James Gray not only accounts for differences between the acting theories of Diderot and Garrick, but also offers to English readers extracts from Diderot’s often neglected Paradoxe sur le comédien. Lisa Berglund, sorting through a shelf of editions of Hester Thrale Piozzi’s Anecdotes, demonstrates in the process that “Piozzi’s reconstructive and critical editors have supplied new narrative contexts for Anecdotes, structures that discount her psychological insights and artistic preferences.” In “Truths Universally Acknowledged,” Mona Scheuermann gives an incisive reading of the place of social class in Austen’s Mansfield Park. George Justice revisits Paul’s fascination with the history of education in his commentary on John Gibson Lockhart’s early nineteenth-century novel, Reginald Dalton. Gloria Sybil Gross rounds out the essay section with the first systematic account of Stanley Kubrick’s interest in the eighteenth century.

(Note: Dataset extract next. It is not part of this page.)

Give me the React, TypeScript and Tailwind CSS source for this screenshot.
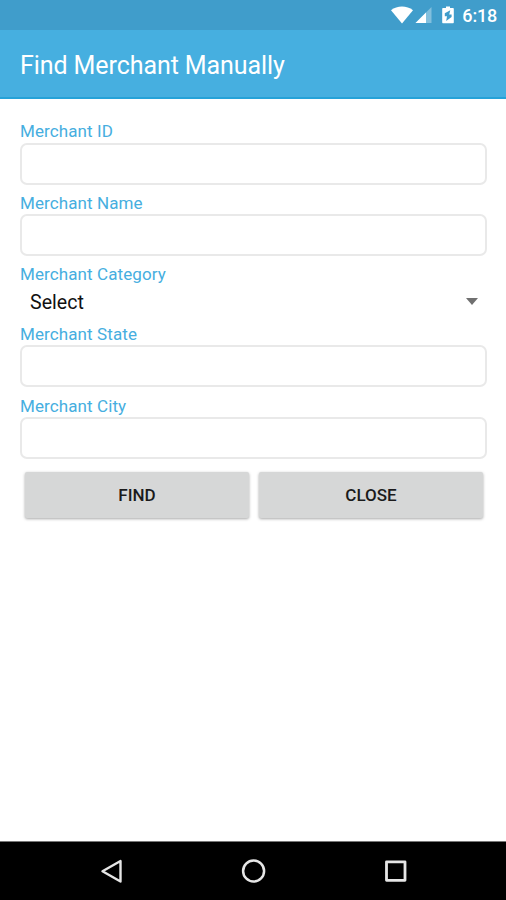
import { useState } from 'react';

interface TextFieldProps {
  label: string;
  value: string;
  onChange: (value: string) => void;
}

function FieldLabel({ text }: { text: string }) {
  return <span className="block h-[23.5px] text-[17px] leading-6 tracking-[0.1px] text-[#46aee0]">{text}</span>;
}

function TextField({ label, value, onChange }: TextFieldProps) {
  return (
    <label className="block h-[71.7px]">
      <FieldLabel text={label} />
      <input
        value={value}
        onChange={(e) => onChange(e.target.value)}
        className="block h-[42px] w-full rounded-[7px] border-2 border-[#e9e9e9] bg-white px-2.5 text-lg outline-none"
      />
    </label>
  );
}

function StatusBar() {
  return (
    <div className="flex h-[30px] shrink-0 items-center justify-end bg-[#409dcb] pr-[9px] text-white">
      {/* Wifi */}
      <svg width="22" height="18" viewBox="0 0 22 18" fill="currentColor">
        <path d="M0 4.2C6.2-.7 15.8-.7 22 4.2L11 17.5z" />
      </svg>
      {/* Cell signal */}
      <svg width="18" height="18" viewBox="0 0 18 18" className="ml-px" fill="currentColor">
        <path d="M17.5 1v16H1.5z" opacity="0.35" />
        <path d="M12 6.5V17H1.5z" />
      </svg>
      {/* Battery charging */}
      <svg width="12" height="18" viewBox="0 0 12 18" className="ml-[10px]" fill="currentColor">
        <path
          fillRule="evenodd"
          d="M4 0.5h4v1.6h2.8c.6 0 1 .4 1 1v13.2c0 .6-.4 1-1 1H1.2c-.6 0-1-.4-1-1V3.1c0-.6.4-1 1-1H4zM8.300 4.200L2.800 7.300V10.200H5L4.200 15L9.600 11V8.400H7.200z"
        />
      </svg>
      <span className="ml-2 pt-0.5 text-[18px] leading-[28px] font-medium tracking-[-0.2px]">6:18</span>
    </div>
  );
}

function NavigationBar() {
  return (
    <div className="flex h-[59px] shrink-0 items-center justify-between border-t border-[#777] bg-black pr-[97px] pl-[98px] text-[#e6e6e6]">
      <svg width="28" height="28" viewBox="0 0 28 28" fill="none" stroke="currentColor" strokeWidth="2.4" strokeLinejoin="round">
        <path d="M22.5 4v20.5L4.5 14.25z" />
      </svg>
      <svg width="28" height="28" viewBox="0 0 28 28" fill="none" stroke="currentColor" strokeWidth="2.5">
        <circle cx="13.6" cy="14" r="10.5" />
      </svg>
      <svg width="28" height="28" viewBox="0 0 28 28" fill="none" stroke="currentColor" strokeWidth="2.8" strokeLinejoin="round">
        <rect x="5.5" y="4.8" width="18.5" height="18.5" />
      </svg>
    </div>
  );
}

export default function App() {
  const [merchantId, setMerchantId] = useState('');
  const [name, setName] = useState('');
  const [state, setState] = useState('');
  const [city, setCity] = useState('');

  const buttonClass =
    'h-[46px] flex-1 rounded-[2px] bg-[#d6d7d7] text-[17px] font-medium text-[#1b1b1b] shadow-[0_1px_3px_rgba(0,0,0,0.35)]';

  return (
    <div className="flex h-[900px] w-full flex-col overflow-hidden bg-white font-['Roboto',sans-serif]">
      <StatusBar />

      <header className="flex h-[69px] shrink-0 items-center border-b-2 border-[#25a2d8] bg-[#46afe0] px-5 pt-[5px]">
        <h1 className="text-[25px] tracking-[-0.08px] text-white">Find Merchant Manually</h1>
      </header>

      <main className="flex-1 pt-5 pr-[19px] pl-5">
        <TextField label="Merchant ID" value={merchantId} onChange={setMerchantId} />
        <TextField label="Merchant Name" value={name} onChange={setName} />

        {/* Category spinner */}
        <div className="h-[59.6px]">
          <FieldLabel text="Merchant Category" />
          <button className="flex h-[31px] w-full items-center justify-between pt-0.5 pr-[9px] pl-2.5 text-[19.6px] text-[#111]">
            Select
            <svg width="12" height="7" viewBox="0 0 12 7" className="-mt-0.5" fill="#707070">
              <path d="M0 0h12L6 7z" />
            </svg>
          </button>
        </div>

        <TextField label="Merchant State" value={state} onChange={setState} />
        <TextField label="Merchant City" value={city} onChange={setCity} />

        <div className="flex gap-2.5 pt-[7px] pr-1 pl-[5px]">
          <button className={buttonClass}>FIND</button>
          <button className={buttonClass}>CLOSE</button>
        </div>
      </main>

      <NavigationBar />
    </div>
  );
}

After the essays comes a bibliography of Paul’s writings, which is followed by a special section. “No Writer nor Scholar Need Be Dull” collects personal reminiscences from a wide variety of friends, colleagues, and former students, who together offer a composite portrait of Paul Korshin the scholar, the teacher, the mentor, the colleague, the man, and above all the friend.

2 comments:

Anonymous said...

I had no idea Paul died... What a loss. I actually remember the places I've been when I was reading his stuff.

Frank

Anonymous said...

I did not know he had died, either (he never would have used the word "passed" -- not direct enough). He was a great teacher and lecturer. Flamboyant and entertaining to the end.